Segnali di pericolo e non responsabilità del datore di lavoro

Nella sentenza n. 14066 del 23 maggio 2019, la cassazione si è trovata ad affrontare il caso di una dipendente che, anche se, in presenza di un segnale di pericolo che avvisava che il pavimento era bagnato in quanto erano in corso delle pulizie, transitava ugualmente e cadendo riportava una frattura.

Il danno veniva regolarmente risarcito dall’INAIL, ma il datore era stato convenuto in giudizio con una richiesta di risarcimento legata al c.d. “danno differenziale”.

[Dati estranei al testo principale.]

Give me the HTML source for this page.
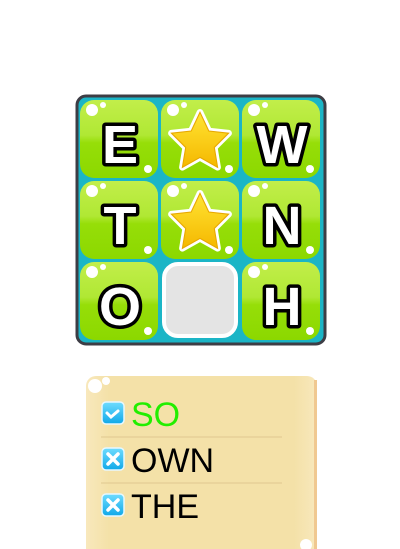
<!DOCTYPE html>
<html><head><style>
html,body{margin:0;padding:0;background:#fff;width:400px;height:549px;overflow:hidden}
svg{position:absolute;left:0;top:0}
</style></head><body>
<svg width="400" height="549" viewBox="0 0 400 549">
<defs>
<linearGradient id="g" x1="0" y1="0" x2="0" y2="1">
<stop offset="0" stop-color="#c2ee4a"/><stop offset="0.45" stop-color="#b0e834"/><stop offset="0.55" stop-color="#96de08"/><stop offset="1" stop-color="#8cd800"/>
</linearGradient>
<linearGradient id="s" x1="0" y1="0" x2="0" y2="1">
<stop offset="0" stop-color="#ffe433"/><stop offset="1" stop-color="#f5b800"/>
</linearGradient>
<linearGradient id="p" x1="0" y1="0" x2="1" y2="0">
<stop offset="0" stop-color="#f8e8bc"/><stop offset="0.1" stop-color="#f4e1a8"/><stop offset="0.9" stop-color="#f4e1a8"/><stop offset="1" stop-color="#f8e8bc"/>
</linearGradient>
<linearGradient id="b" x1="0" y1="0" x2="0" y2="1">
<stop offset="0" stop-color="#6fdcff"/><stop offset="1" stop-color="#10a8e8"/>
</linearGradient>
<g id="cell"><rect x="0" y="0" width="78" height="78" rx="14" fill="url(#g)"/>
<circle cx="12" cy="10" r="6" fill="#fff"/><circle cx="23" cy="5" r="3" fill="#fff"/><circle cx="68" cy="69" r="4" fill="#fff"/></g>
<path id="star" d="M0,-27 L8,-10 L26,-8 L13,5 L16,23 L0,14 L-16,23 L-13,5 L-26,-8 L-8,-10Z"/>
<g id="chk"><rect x="0" y="0" width="22" height="22" rx="4" fill="url(#b)" stroke="#e6f8ff" stroke-width="1.5"/></g>
</defs>
<rect x="77" y="96" width="248" height="248" rx="9" fill="#1bb5c6" stroke="#3d3d45" stroke-width="3"/>
<use href="#cell" x="80" y="100"/><use href="#cell" x="161" y="100"/><use href="#cell" x="242" y="100"/>
<use href="#cell" x="80" y="181"/><use href="#cell" x="161" y="181"/><use href="#cell" x="242" y="181"/>
<use href="#cell" x="80" y="262"/><use href="#cell" x="242" y="262"/>
<rect x="164" y="264" width="72" height="72" rx="14" fill="#e4e4e4" stroke="#fff" stroke-width="4"/>
<g font-family="Liberation Sans, sans-serif" font-weight="bold" font-size="54" text-anchor="middle" fill="#fff" stroke="#000" stroke-width="7" stroke-linejoin="round" paint-order="stroke">
<text x="120" y="163">E</text><text x="282" y="163">W</text>
<text x="120" y="244">T</text><text x="282" y="244">N</text>
<text x="120" y="325">O</text><text x="282" y="325">H</text>
</g>
<g transform="translate(200,142) scale(1.1)"><use href="#star" fill="#fff" stroke="#fff" stroke-width="6" stroke-linejoin="round"/><use href="#star" fill="url(#s)" stroke="#e8a800" stroke-width="1"/></g>
<g transform="translate(200,223) scale(1.1)"><use href="#star" fill="#fff" stroke="#fff" stroke-width="6" stroke-linejoin="round"/><use href="#star" fill="url(#s)" stroke="#e8a800" stroke-width="1"/></g>
<rect x="86" y="376" width="231" height="190" rx="10" fill="url(#p)"/>
<rect x="314" y="380" width="3" height="170" fill="#f0c890"/>
<circle cx="95" cy="386" r="7" fill="#fff"/><circle cx="106" cy="381" r="4" fill="#fff"/><circle cx="306" cy="545" r="6" fill="#fff"/>
<line x1="101" y1="437" x2="282" y2="437" stroke="#e0c890" stroke-width="1"/>
<line x1="101" y1="483" x2="282" y2="483" stroke="#e0c890" stroke-width="1"/>
<use href="#chk" x="102" y="402"/><use href="#chk" x="102" y="448"/><use href="#chk" x="102" y="494"/>
<path d="M107,413 l4,4 l7,-6" fill="none" stroke="#fff" stroke-width="3" stroke-linecap="round"/>
<path d="M108,454 l10,10 M118,454 l-10,10" stroke="#fff" stroke-width="3.5" stroke-linecap="round"/>
<path d="M108,500 l10,10 M118,500 l-10,10" stroke="#fff" stroke-width="3.5" stroke-linecap="round"/>
<g font-family="Liberation Sans, sans-serif" font-size="34">
<text x="131" y="426" fill="#22ee00">SO</text>
<text x="131" y="472" fill="#000">OWN</text>
<text x="131" y="518" fill="#000">THE</text>
</g>
</svg>
</body></html>
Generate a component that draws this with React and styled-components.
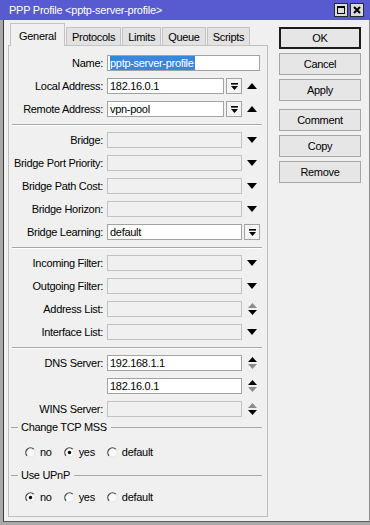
import React from 'react';
import styled, {createGlobalStyle} from 'styled-components';

const GlobalStyle = createGlobalStyle`
    body {
        margin: 0;
        background: #b9b9b9;
    }
`;

const Window = styled.div`
    width: 370px;
    height: 525px;
    background: #a9a9a9;
    display: flex;
    flex-direction: column;
    font-family: "Liberation Sans", Arial, sans-serif;
    font-size: 11px;
    letter-spacing: -0.3px;
    color: #000;
    overflow: hidden;
`;

const TitleBar = styled.div`
    height: 20px;
    flex: none;
    background: #585bcf;
    display: flex;
    align-items: center;
    padding: 0 6px 0 9px;
`;

const Title = styled.div`
    color: #fff;
    flex: 1;
    letter-spacing: -0.25px;
`;

const TitleButton = styled.div`
    width: 12px;
    height: 12px;
    margin-left: 2px;
    background: #dcdcdc;
    border: 1px solid #2a2a2a;
    display: flex;
    align-items: center;
    justify-content: center;
`;

const Frame = styled.div`
    height: 501px;
    margin-left: 3px;
    background: #f0f0f0;
    border-left: 1px solid #3a3a3a;
    border-right: 1px solid #8a8a8a;
    border-bottom: 1px solid #5a5a5a;
    display: flex;
`;

const LeftCol = styled.div`
    padding: 3px 0 0 4px;
    display: flex;
    flex-direction: column;
`;

const Tabs = styled.div`
    display: flex;
    align-items: flex-end;
    height: 23px;
    margin-left: 2px;
    position: relative;
    z-index: 1;
    margin-bottom: -1px;
`;

const Tab = styled.div`
    height: ${p => (p.$active ? '23px' : '19px')};
    box-sizing: border-box;
    padding: ${p => (p.$active ? '1px 8px 0' : '1px 5px 0')};
    margin-right: 1px;
    display: flex;
    align-items: center;
    background: ${p => (p.$active ? '#f0f0f0' : '#e2e2e2')};
    border: 1px solid #c4c4c4;
    border-bottom: ${p => (p.$active ? 'none' : '1px solid #c4c4c4')};
`;

const Panel = styled.div`
    width: 260px;
    height: 472px;
    box-sizing: border-box;
    border: 1px solid #bdbdbd;
    background: #f0f0f0;
    display: flex;
    flex-direction: column;
`;

const Section = styled.div`
    display: flex;
    flex-direction: column;
    gap: 7px;
    padding: ${p => (p.$first ? '9px' : '6px')} 0 ${p => (p.$last ? '3px' : '7px')};
`;

const Separator = styled.div`
    height: 0;
    border-top: 1px solid #a8a8a8;
    border-bottom: 1px solid #ffffff;
    margin: 0 5px 0 3px;
`;

const Row = styled.div`
    display: flex;
    align-items: center;
    height: 16px;
`;

const Label = styled.div`
    width: 94px;
    margin-right: 4px;
    text-align: right;
    white-space: nowrap;
`;

const Field = styled.div`
    width: ${p => p.$w || 135}px;
    height: 16px;
    display: flex;
    gap: 2px;
`;

const Input = styled.div`
    flex: 1;
    height: 16px;
    box-sizing: border-box;
    border: 1px solid ${p => (p.$disabled ? '#c2c2c2' : '#a3a3a3')};
    background: ${p => (p.$disabled ? '#f0f0f0' : '#ffffff')};
    padding-left: 2px;
    display: flex;
    align-items: center;
    white-space: nowrap;
    overflow: hidden;
`;

const Selected = styled.span`
    background: #3b86d8;
    color: #fff;
    padding: 1px 1px 1px 0;
`;

const DropButton = styled.div`
    width: 16px;
    height: 16px;
    box-sizing: border-box;
    border: 1px solid #a3a3a3;
    background: #f4f4f4;
    margin-left: ${p => (p.$side ? '2px' : '0')};
    display: flex;
    align-items: center;
    justify-content: center;
`;

const ArrowCell = styled.div`
    width: 20px;
    height: 16px;
    display: flex;
    align-items: center;
    justify-content: center;
`;

const Group = styled.div`
    display: flex;
    align-items: center;
    height: 14px;
    margin: ${p => p.$top}px 5px 0 2px;

    &::before {
        content: '';
        width: 7px;
        border-top: 1px solid #a8a8a8;
        margin-right: 3px;
    }

    &::after {
        content: '';
        flex: 1;
        border-top: 1px solid #a8a8a8;
        margin-left: 4px;
    }
`;

const RadioRow = styled.div`
    display: flex;
    align-items: center;
    gap: 12px;
    height: 14px;
    margin: ${p => p.$top}px 0 0 16px;
`;

const RadioItem = styled.label`
    display: flex;
    align-items: center;
    gap: 4px;
`;

const ButtonCol = styled.div`
    display: flex;
    flex-direction: column;
    gap: 4px;
    margin: 7px 0 0 11px;
`;

const Button = styled.div`
    width: 82px;
    height: 22px;
    box-sizing: border-box;
    display: flex;
    align-items: center;
    justify-content: center;
    background: #e6e6e6;
    border: ${p => (p.$default ? '2px solid #1c1c1c' : '1px solid #a6a6a6')};
    margin-top: ${p => (p.$gapTop ? '4px' : '0')};
`;

const DropIcon = () => (
    <svg width="9" height="9" viewBox="0 0 9 9">
        <rect x="1" y="1" width="7" height="1.6" fill="#000" />
        <polygon points="1,4 8,4 4.5,8" fill="#000" />
    </svg>
);

const Up = () => (
    <svg width="10" height="6" viewBox="0 0 10 6">
        <polygon points="0,6 10,6 5,0" fill="#000" />
    </svg>
);

const Down = () => (
    <svg width="10" height="6" viewBox="0 0 10 6">
        <polygon points="0,0 10,0 5,6" fill="#000" />
    </svg>
);

const UpDown = ({top = '#000', bottom = '#000'}) => (
    <svg width="9" height="12" viewBox="0 0 9 12">
        <polygon points="0,5 9,5 4.5,0" fill={top} />
        <polygon points="0,7 9,7 4.5,12" fill={bottom} />
    </svg>
);

const Radio = ({checked}) => (
    <svg width="11" height="11" viewBox="0 0 11 11">
        <circle cx="5.5" cy="5.5" r="4.6" fill="#fafafa" />
        <path d="M8.8 2.2 A4.6 4.6 0 0 0 2.2 8.8" stroke="#4a4a4a" strokeWidth="1.3" fill="none" />
        <path d="M2.2 8.8 A4.6 4.6 0 0 0 8.8 2.2" stroke="#e4e4e4" strokeWidth="1" fill="none" />
        {checked && <circle cx="5.5" cy="5.5" r="1.7" fill="#000" />}
    </svg>
);

const Radios = ({value, top}) => (
    <RadioRow $top={top}>
        {['no', 'yes', 'default'].map(v => (
            <RadioItem key={v}>
                <Radio checked={v === value} />
                {v}
            </RadioItem>
        ))}
    </RadioRow>
);

const PlainRow = ({label, value, disabled, arrow}) => (
    <Row>
        <Label>{label}</Label>
        <Field>
            <Input $disabled={disabled}>{value}</Input>
        </Field>
        <ArrowCell>{arrow}</ArrowCell>
    </Row>
);

const PickRow = ({label, value}) => (
    <Row>
        <Label>{label}</Label>
        <Field>
            <Input>{value}</Input>
            <DropButton><DropIcon /></DropButton>
        </Field>
        <ArrowCell><Up /></ArrowCell>
    </Row>
);

const tabs = ['General', 'Protocols', 'Limits', 'Queue', 'Scripts'];

const App = () => {
    return (
        <Window>
            <GlobalStyle />
            <TitleBar>
                <Title>{'PPP Profile <pptp-server-profile>'}</Title>
                <TitleButton>
                    <svg width="8" height="8" viewBox="0 0 8 8">
                        <rect x="0.5" y="0.5" width="7" height="7" fill="none" stroke="#000" />
                        <rect x="0" y="0" width="8" height="2" fill="#000" />
                    </svg>
                </TitleButton>
                <TitleButton>
                    <svg width="8" height="8" viewBox="0 0 8 8">
                        <path d="M1 1 L7 7 M7 1 L1 7" stroke="#000" strokeWidth="2" />
                    </svg>
                </TitleButton>
            </TitleBar>
            <Frame>
                <LeftCol>
                    <Tabs>
                        {tabs.map((t, i) => (
                            <Tab key={t} $active={i === 0}>{t}</Tab>
                        ))}
                    </Tabs>
                    <Panel>
                        <Section $first>
                            <Row>
                                <Label>Name:</Label>
                                <Field $w={153}>
                                    <Input><Selected>pptp-server-profile</Selected></Input>
                                </Field>
                            </Row>
                            <PickRow label="Local Address:" value="182.16.0.1" />
                            <PickRow label="Remote Address:" value="vpn-pool" />
                        </Section>
                        <Separator />
                        <Section>
                            <PlainRow label="Bridge:" disabled arrow={<Down />} />
                            <PlainRow label="Bridge Port Priority:" disabled arrow={<Down />} />
                            <PlainRow label="Bridge Path Cost:" disabled arrow={<Down />} />
                            <PlainRow label="Bridge Horizon:" disabled arrow={<Down />} />
                            <Row>
                                <Label>Bridge Learning:</Label>
                                <Field>
                                    <Input>default</Input>
                                </Field>
                                <DropButton $side><DropIcon /></DropButton>
                            </Row>
                        </Section>
                        <Separator />
                        <Section>
                            <PlainRow label="Incoming Filter:" disabled arrow={<Down />} />
                            <PlainRow label="Outgoing Filter:" disabled arrow={<Down />} />
                            <PlainRow label="Address List:" disabled arrow={<UpDown top="#8c8c8c" />} />
                            <PlainRow label="Interface List:" disabled arrow={<Down />} />
                        </Section>
                        <Separator />
                        <Section $last>
                            <PlainRow label="DNS Server:" value="192.168.1.1" arrow={<UpDown bottom="#8c8c8c" />} />
                            <PlainRow label="" value="182.16.0.1" arrow={<UpDown bottom="#8c8c8c" />} />
                            <PlainRow label="WINS Server:" disabled arrow={<UpDown top="#8c8c8c" />} />
                        </Section>
                        <Group $top={0}>Change TCP MSS</Group>
                        <Radios value="yes" top={11} />
                        <Group $top={9}>Use UPnP</Group>
                        <Radios value="no" top={8} />
                    </Panel>
                </LeftCol>
                <ButtonCol>
                    <Button $default>OK</Button>
                    <Button>Cancel</Button>
                    <Button>Apply</Button>
                    <Button $gapTop>Comment</Button>
                    <Button>Copy</Button>
                    <Button>Remove</Button>
                </ButtonCol>
            </Frame>
        </Window>
    );
};

export default App;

Nel giudizio di Appello, impugnato in Cassazione dall’azienda, l’imprenditore era stato riconosciuto colpevole per una serie di ragioni tra cui spiccavano il non aver adottato tutte le misure necessarie per prevenire ogni possibile infortunio e non aver previsto lo svolgimento delle pulizie stesse, affidate in appalto ad una azienda specializzata nel settore, al di fuori dell’orario di lavoro, così da eliminare qualsiasi interferenza con la normale attività lavorativa.

I Giudici di Cassazione non sono stati di questo avviso ritenendo che l’art. 2087 c.c. non prevede l’ipotesi di responsabilità oggettiva quando afferma che “l’imprenditore è tenuto ad adottare nell’esercizio dell’impresa le misure che, secondo la particolarità del lavoro, l’esperienza e la tecnica, sono necessarie a tutelare l’integrità fisica e la personalità morale dei prestatori di lavoro”. 

Le misure che il datore di lavoro deve adottare, sono quelle tassativamente previste dalla legge, quelle, generiche, derivanti dalla comune prudenza e quelle, ulteriori, che dovessero essere ritenute necessarie.

la Corte sostiene che l’imprenditore non si deve limitare a seguire ed applicare regole derivanti dall’esperienza o dalle conoscenze tecniche esistenti, ma è tenuto ad adottare tutte le cautele idonee a far sì che venga scongiurato ogni possibile danno, da cui viene fuori il principio secondo il quale il datore deve ritenersi colpevole allorquando l’evento accaduto sia ascrivibile a sua colpa, ovvero, siano state violate norme specifiche di tutela o siano state omesse misure di cautela dettate dalla esperienza tecnica.

L’art. 2087 c.c. va ricollegato con due articoli della nostra Costituzione, il 32 “diritto alla salute” e il 41 ove l’iniziativa economica deve avvenire nel rispetto della sicurezza, della dignità e della libertà umana.

Una precedente ordinanza della stessa Cassazione, la n. 16026 del 18 giugno 2018, aveva già sottolineato che “il datore di lavoro è tenuto a prevenire anche le condizioni di rischio insite nella possibile negligenza, imprudenza od imperizia del lavoratore, dimostrando di aver messo in atto a tal fine, ogni mezzo preventivo idoneo, con l’unico limite del c.d. “rischio elettivo”, da intendere come condotta personalissima del dipendente, intrapresa volontariamente e per motivazioni personali”.

Appoggiandosi a tali principi, la Corte ha riformato la sentenza di Appello affermando che il datore di lavoro non è in alcun modo responsabile, anche per sola colpa, della scivolata di una propria dipendente sul pavimento bagnato, segnalato, in modo particolarmente evidente, con un cartello, dagli addetti della impresa di pulizie che, peraltro, avevano fatto presente verbalmente all’interessata il pericolo, inoltre sostenuto la piena legittimità del comportamento aziendale che può organizzare il lavoro come crede e chiedere all’ impresa esterna che gestisce l’appalto di svolgere le prestazioni richieste anche durante il normale orario di lavoro, ovviamente, ciò comporta la necessità di prevedere una serie di cautele circa le interferenze con la normale attività lavorativa, cosa che, nel caso prospettato ai giudici era avvenuto in quanto il pericolo del “pavimento scivoloso” era stato debitamente segnalato.

La dipendente aveva ignorato tali avvertimenti ed aveva deciso, comunque, di passare: tale comportamento è ascrivibile, completamente, alla volontà dell’interessata, sicché il responsabile dell’impresa risulta immune da qualsiasi colpa.